* Entries provided:
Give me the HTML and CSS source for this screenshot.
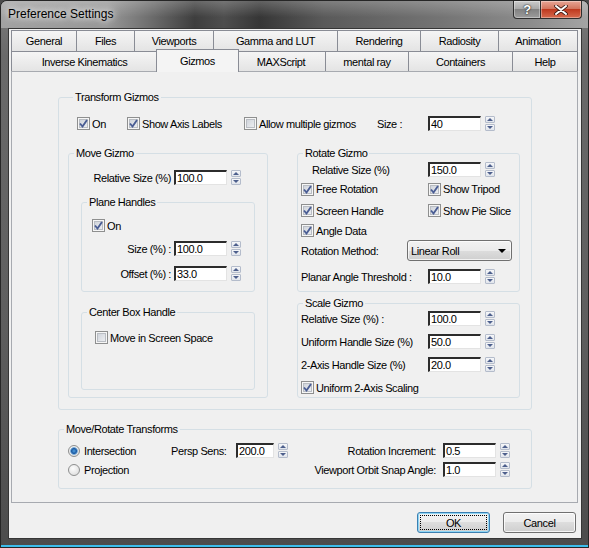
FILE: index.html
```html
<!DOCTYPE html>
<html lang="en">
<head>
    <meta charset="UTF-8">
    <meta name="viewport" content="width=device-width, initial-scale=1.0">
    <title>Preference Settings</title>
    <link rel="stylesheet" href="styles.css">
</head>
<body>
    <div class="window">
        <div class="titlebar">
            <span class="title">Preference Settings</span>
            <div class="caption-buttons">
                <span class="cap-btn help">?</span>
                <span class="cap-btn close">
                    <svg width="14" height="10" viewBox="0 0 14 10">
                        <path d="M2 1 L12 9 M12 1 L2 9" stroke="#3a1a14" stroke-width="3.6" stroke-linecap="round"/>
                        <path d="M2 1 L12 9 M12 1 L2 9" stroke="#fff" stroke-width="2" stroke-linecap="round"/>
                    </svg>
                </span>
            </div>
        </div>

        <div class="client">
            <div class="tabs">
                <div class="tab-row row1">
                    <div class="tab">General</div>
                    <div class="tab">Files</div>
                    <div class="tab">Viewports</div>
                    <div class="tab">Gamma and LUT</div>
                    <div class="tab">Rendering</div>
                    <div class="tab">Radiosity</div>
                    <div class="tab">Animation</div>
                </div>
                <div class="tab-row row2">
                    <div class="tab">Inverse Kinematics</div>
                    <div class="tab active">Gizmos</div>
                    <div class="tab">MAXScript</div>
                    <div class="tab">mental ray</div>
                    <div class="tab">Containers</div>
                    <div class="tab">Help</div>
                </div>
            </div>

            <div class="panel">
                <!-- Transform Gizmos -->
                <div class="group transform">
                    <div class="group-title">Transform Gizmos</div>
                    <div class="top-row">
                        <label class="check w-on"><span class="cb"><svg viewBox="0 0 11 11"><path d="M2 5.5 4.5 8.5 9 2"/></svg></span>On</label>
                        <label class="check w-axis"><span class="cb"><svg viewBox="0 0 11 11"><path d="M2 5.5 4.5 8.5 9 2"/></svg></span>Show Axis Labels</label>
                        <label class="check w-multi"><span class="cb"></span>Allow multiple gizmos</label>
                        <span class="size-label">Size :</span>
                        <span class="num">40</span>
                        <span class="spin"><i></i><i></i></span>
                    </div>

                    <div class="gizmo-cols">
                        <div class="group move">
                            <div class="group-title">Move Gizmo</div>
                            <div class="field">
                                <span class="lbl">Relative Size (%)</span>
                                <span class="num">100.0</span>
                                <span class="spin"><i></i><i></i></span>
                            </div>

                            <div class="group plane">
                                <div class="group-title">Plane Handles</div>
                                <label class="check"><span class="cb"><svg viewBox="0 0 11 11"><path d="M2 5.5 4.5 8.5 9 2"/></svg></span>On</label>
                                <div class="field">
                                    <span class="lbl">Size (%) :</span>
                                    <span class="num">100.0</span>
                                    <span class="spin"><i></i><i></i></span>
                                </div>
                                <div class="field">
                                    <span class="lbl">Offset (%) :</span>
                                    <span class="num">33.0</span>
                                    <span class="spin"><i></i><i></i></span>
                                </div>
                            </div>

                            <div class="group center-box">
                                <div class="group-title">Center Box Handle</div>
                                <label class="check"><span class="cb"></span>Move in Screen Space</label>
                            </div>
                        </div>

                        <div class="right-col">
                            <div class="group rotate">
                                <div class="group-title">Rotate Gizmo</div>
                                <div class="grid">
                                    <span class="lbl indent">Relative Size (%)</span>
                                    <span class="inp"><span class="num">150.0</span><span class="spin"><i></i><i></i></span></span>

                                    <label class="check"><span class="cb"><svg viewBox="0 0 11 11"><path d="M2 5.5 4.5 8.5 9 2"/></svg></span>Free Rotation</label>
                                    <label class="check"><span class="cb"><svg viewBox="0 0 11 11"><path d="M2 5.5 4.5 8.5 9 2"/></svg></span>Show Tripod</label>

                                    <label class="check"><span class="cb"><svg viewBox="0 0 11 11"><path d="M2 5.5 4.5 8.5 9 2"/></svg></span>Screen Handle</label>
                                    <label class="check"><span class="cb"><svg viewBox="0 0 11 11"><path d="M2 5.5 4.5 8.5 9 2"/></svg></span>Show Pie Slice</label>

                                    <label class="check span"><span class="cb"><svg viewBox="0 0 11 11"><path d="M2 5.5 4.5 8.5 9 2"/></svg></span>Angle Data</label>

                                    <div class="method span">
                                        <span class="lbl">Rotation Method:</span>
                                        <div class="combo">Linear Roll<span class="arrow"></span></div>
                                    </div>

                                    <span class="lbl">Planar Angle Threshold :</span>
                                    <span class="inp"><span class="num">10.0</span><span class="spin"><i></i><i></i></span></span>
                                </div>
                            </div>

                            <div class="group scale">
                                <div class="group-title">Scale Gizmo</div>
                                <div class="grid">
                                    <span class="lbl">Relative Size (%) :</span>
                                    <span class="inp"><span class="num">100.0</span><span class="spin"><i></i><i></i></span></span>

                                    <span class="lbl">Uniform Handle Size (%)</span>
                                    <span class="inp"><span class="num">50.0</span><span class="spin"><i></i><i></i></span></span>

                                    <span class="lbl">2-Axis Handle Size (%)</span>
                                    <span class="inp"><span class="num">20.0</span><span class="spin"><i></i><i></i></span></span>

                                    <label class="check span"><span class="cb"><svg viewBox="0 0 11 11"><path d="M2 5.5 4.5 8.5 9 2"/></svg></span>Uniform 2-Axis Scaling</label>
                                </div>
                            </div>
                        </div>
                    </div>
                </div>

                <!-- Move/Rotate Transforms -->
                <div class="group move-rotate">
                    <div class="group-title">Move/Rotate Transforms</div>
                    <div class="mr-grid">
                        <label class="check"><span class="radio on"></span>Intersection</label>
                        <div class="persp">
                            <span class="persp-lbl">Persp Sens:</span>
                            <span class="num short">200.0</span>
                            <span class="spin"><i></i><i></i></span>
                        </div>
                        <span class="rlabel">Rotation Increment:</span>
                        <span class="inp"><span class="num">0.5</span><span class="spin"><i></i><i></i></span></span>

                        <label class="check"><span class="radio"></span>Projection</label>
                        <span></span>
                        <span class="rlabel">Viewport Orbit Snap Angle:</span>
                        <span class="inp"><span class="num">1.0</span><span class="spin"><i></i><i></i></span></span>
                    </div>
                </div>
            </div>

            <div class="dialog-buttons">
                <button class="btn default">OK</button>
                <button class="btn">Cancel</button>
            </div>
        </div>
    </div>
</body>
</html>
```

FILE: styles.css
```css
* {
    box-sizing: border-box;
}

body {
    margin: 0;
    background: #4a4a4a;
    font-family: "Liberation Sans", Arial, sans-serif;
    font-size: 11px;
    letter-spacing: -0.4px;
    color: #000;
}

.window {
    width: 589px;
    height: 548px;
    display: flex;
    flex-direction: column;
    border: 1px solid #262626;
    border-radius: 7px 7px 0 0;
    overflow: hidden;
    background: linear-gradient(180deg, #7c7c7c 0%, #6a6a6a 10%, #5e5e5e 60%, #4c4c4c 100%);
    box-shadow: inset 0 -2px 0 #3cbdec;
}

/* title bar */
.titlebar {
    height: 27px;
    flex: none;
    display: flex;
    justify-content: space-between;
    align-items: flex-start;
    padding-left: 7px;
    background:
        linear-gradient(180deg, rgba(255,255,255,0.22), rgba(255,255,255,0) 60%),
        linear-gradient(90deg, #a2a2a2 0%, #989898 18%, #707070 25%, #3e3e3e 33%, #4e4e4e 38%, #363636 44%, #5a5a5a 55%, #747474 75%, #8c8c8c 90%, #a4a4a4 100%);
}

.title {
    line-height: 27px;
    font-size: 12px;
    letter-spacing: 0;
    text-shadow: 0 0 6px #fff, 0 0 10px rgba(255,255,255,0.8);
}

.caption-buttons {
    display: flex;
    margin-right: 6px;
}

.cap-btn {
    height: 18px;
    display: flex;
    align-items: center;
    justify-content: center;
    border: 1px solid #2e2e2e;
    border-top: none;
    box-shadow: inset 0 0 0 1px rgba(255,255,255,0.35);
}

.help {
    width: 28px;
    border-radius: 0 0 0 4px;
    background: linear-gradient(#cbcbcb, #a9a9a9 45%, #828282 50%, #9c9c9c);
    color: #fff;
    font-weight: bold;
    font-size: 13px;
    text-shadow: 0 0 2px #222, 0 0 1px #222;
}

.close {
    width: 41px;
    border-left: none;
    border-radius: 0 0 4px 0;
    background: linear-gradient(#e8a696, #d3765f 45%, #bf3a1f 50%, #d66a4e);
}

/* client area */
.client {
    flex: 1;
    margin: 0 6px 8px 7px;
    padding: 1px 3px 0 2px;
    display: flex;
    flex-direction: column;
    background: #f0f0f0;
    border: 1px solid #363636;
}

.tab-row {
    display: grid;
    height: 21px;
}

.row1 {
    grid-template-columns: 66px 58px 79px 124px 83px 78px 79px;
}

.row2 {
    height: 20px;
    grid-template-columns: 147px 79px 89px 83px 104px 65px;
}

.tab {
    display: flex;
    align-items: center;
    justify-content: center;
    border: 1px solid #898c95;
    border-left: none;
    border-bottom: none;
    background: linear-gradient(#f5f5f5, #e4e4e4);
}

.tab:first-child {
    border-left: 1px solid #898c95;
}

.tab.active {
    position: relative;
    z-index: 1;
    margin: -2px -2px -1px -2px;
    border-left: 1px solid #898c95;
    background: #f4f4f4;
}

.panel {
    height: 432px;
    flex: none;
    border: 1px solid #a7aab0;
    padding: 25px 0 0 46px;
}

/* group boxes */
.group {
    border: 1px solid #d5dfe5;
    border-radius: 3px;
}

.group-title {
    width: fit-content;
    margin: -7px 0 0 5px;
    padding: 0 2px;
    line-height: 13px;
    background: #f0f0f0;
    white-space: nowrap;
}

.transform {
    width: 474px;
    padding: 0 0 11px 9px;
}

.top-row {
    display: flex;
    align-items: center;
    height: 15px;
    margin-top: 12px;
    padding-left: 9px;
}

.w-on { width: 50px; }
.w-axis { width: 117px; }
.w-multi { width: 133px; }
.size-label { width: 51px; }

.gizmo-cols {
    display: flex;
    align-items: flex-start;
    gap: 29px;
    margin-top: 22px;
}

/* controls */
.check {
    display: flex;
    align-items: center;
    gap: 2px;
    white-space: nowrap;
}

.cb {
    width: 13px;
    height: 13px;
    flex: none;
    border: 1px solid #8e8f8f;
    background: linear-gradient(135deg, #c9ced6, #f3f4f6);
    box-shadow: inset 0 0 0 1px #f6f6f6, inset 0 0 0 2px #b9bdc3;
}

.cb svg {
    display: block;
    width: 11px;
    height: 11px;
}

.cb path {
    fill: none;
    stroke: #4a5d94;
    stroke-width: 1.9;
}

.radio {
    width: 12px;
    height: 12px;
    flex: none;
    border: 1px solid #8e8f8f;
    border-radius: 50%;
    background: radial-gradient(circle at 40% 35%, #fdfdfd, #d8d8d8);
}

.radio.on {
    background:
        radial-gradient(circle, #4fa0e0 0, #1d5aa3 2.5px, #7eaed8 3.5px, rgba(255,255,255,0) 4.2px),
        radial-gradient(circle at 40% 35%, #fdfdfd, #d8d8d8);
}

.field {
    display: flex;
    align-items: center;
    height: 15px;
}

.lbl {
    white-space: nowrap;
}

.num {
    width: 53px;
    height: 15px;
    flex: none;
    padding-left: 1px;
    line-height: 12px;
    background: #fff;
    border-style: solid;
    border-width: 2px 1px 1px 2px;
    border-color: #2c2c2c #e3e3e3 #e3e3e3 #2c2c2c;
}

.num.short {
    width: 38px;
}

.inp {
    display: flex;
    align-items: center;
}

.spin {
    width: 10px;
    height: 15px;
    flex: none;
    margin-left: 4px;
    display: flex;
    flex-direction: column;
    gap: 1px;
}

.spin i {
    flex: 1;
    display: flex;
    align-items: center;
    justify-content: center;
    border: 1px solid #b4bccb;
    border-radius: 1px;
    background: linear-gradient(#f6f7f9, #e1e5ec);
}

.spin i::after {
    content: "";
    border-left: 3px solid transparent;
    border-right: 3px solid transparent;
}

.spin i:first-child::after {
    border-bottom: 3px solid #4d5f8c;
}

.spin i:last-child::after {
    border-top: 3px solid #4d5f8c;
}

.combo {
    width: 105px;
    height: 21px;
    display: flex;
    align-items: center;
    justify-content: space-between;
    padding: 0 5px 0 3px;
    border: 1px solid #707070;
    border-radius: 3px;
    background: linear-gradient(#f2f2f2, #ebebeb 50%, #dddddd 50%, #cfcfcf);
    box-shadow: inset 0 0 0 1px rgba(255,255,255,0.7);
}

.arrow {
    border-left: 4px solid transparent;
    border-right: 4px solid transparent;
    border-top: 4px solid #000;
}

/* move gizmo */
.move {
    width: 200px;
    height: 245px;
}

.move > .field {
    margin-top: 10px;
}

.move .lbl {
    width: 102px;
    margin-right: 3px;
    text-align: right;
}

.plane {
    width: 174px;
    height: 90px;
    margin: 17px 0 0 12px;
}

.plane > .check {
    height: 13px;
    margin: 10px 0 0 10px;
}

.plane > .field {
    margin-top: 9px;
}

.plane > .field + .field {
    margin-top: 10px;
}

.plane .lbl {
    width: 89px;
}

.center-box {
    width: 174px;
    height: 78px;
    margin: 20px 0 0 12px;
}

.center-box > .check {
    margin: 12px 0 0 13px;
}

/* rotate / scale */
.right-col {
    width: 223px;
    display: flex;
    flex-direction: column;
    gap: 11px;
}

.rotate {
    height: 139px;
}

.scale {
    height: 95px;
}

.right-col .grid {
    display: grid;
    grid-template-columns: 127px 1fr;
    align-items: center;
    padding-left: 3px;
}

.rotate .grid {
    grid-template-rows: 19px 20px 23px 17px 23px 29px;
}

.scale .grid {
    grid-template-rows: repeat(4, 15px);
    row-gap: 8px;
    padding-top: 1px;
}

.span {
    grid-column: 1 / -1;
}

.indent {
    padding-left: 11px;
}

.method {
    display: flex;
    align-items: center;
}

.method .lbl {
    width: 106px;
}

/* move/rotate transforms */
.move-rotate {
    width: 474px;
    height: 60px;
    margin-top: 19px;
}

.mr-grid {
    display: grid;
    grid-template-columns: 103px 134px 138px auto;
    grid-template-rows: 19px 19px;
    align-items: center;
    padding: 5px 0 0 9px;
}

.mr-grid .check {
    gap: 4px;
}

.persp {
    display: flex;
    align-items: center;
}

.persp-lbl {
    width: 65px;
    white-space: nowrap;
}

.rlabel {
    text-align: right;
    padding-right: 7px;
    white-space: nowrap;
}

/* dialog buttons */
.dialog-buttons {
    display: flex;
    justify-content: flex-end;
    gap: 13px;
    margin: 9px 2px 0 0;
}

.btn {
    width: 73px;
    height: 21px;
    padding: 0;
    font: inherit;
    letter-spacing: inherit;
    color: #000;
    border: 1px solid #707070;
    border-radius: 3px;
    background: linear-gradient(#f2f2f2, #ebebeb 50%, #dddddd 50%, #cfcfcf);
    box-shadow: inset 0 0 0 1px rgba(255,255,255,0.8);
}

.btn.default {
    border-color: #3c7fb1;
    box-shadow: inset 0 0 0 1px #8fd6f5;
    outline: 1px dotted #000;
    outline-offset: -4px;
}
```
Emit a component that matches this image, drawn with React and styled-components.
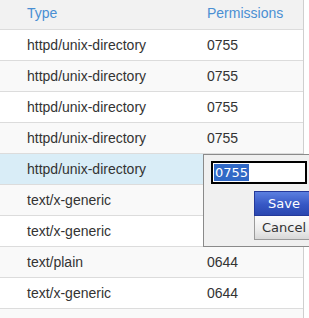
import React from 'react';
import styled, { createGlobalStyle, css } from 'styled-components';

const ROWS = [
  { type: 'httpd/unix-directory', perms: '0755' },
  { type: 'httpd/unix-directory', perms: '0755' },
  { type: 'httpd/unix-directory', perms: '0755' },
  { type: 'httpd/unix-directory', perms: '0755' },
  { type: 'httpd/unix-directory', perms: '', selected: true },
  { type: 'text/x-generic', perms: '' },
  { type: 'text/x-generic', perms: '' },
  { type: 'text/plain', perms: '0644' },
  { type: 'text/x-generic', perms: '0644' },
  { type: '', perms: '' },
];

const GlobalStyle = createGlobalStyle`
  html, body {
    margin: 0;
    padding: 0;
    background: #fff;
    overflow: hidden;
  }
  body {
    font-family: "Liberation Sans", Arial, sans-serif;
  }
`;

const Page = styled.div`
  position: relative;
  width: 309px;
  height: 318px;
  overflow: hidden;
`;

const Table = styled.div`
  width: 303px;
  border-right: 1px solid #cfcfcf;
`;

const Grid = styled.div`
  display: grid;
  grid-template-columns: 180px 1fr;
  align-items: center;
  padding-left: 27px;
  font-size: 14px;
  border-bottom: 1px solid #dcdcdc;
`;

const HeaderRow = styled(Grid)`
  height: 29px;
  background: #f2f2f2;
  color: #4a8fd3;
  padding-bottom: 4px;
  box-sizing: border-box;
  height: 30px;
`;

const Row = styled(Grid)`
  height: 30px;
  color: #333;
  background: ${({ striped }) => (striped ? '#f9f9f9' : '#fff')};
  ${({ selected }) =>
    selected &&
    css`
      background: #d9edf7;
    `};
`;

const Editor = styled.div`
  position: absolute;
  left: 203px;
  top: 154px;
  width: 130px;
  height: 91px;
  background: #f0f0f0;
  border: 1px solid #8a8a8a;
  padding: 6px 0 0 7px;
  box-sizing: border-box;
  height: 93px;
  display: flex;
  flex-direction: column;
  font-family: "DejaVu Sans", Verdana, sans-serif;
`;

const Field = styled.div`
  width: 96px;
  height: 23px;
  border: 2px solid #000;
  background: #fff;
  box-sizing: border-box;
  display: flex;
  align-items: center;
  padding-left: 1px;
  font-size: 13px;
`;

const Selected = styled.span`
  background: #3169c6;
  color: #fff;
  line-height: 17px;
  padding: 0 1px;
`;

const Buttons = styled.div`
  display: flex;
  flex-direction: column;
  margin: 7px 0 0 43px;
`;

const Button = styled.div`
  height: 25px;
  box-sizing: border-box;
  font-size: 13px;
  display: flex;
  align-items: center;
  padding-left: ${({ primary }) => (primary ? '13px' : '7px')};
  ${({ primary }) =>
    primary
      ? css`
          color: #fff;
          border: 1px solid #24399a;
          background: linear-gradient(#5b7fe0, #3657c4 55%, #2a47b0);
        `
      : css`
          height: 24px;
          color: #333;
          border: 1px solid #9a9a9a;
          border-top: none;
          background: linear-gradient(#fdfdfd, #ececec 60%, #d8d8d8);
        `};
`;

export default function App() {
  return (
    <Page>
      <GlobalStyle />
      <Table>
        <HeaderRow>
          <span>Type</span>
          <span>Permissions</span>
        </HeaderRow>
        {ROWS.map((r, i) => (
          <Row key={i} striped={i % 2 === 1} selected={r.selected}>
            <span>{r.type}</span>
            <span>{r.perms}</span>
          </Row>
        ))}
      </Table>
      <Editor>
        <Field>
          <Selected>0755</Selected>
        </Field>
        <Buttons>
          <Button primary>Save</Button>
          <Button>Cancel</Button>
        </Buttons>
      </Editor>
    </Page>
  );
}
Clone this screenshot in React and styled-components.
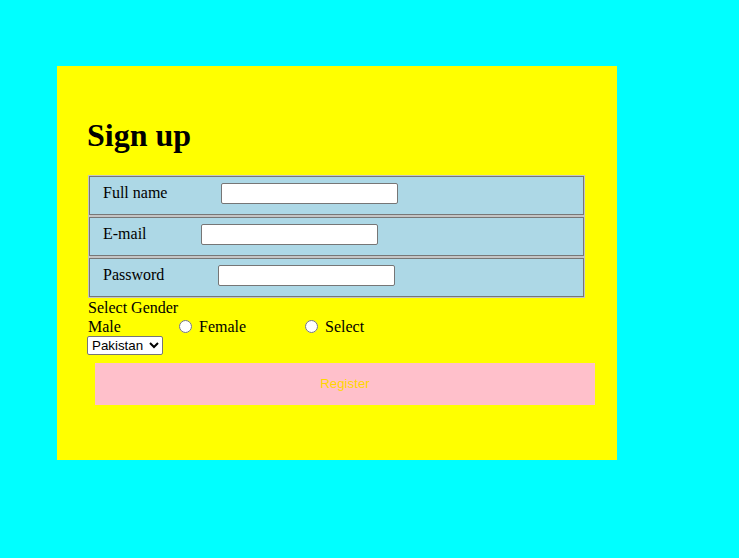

* Stated problem:
Say how many lines of the data include the string "components". Nothing other than the number should be given.

* Exercise output:
3